In the late afternoon war veterans and military personnel travel in the back of pickup trucks and stop at houses along the trash-ridden streets.

One soldier simply bangs on the door and displays his gun. The men of the house soon exit and follow the truck a few miles out of town where they attend a "re-education" seminar for hours into the night that concludes with all the men singing songs of Zanu–PF nationalism.

Those who resist Mugabe and his men face terrible consquences.

They could be charged with treason and taken to court, as Biti has been. Or, as the Times of London pointed out in its report published Thursday, they could be killed by members of his militia.

The Times of London reported on the gruesome murder last Friday of Dadirai Chipiro, the wife of Patson Chipiro, head of the MDC in Mhondoro district, 90 miles south of Harare.
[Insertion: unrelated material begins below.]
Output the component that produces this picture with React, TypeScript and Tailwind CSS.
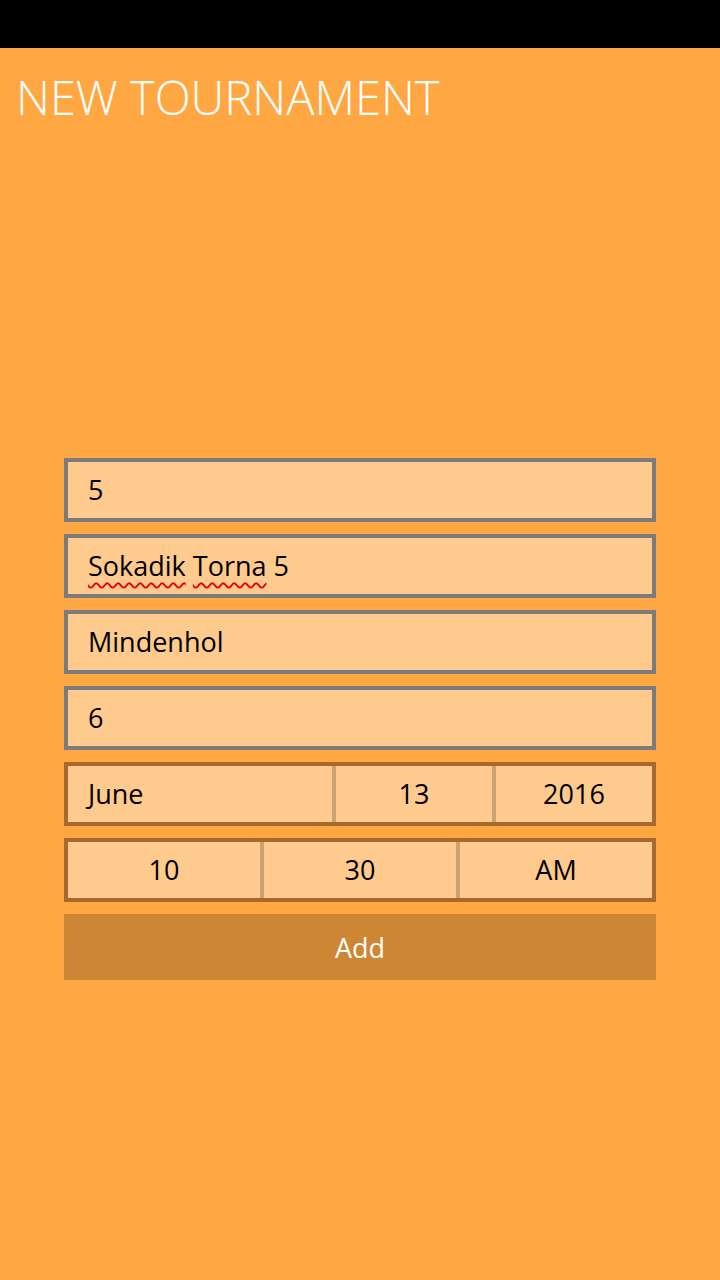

The 45-year-old was burned alive by Zanu-PF militiamen, who first chopped off one of her hands, and then her feet, before throwing her into her hut, locking the door and throwing a petrol bomb through the window.

This killing was only the latest in a long line of atrocities waged by Mugabe's regime.

Kudzi, a mother of three and wife to one of the men who has been taken for two consecutive nights, talks about what she believes is going on.

"We are being told what to think and do," she said. "They don't give us any food for our starving children or money, they only give us fear."

For many kids who live on the streets of Mbare, the Zanu-PF members give these young people beer and marijuana during breaks between marching.

The United States has accused Mugabe's government of using food as a weapon to hold onto power at any cost.

Last Friday, U.S. State Department spokesman Sean McCormack told reporters that the Zimbabwean government, having "wrecked" the country's economy, wants to be the "sole source for any food aid for people."

It amounts to "using food as a weapon, using the hunger of parents' children against them to prevent them from voting their conscience for a better kind of Zimbabwe," he charged.

In Mbare at the end of the day, the same innocent bystanders who were marching in the streets are finally forced to clean the streets of this poverty-stricken neighborhood.

Why? President Mugabe is planning to come for a visit. As they clean, they sing Chimwe ne Chimwe Chinenguva Yacho, which means "Everything has its own time."

Reuters contributed to the reporting of this story.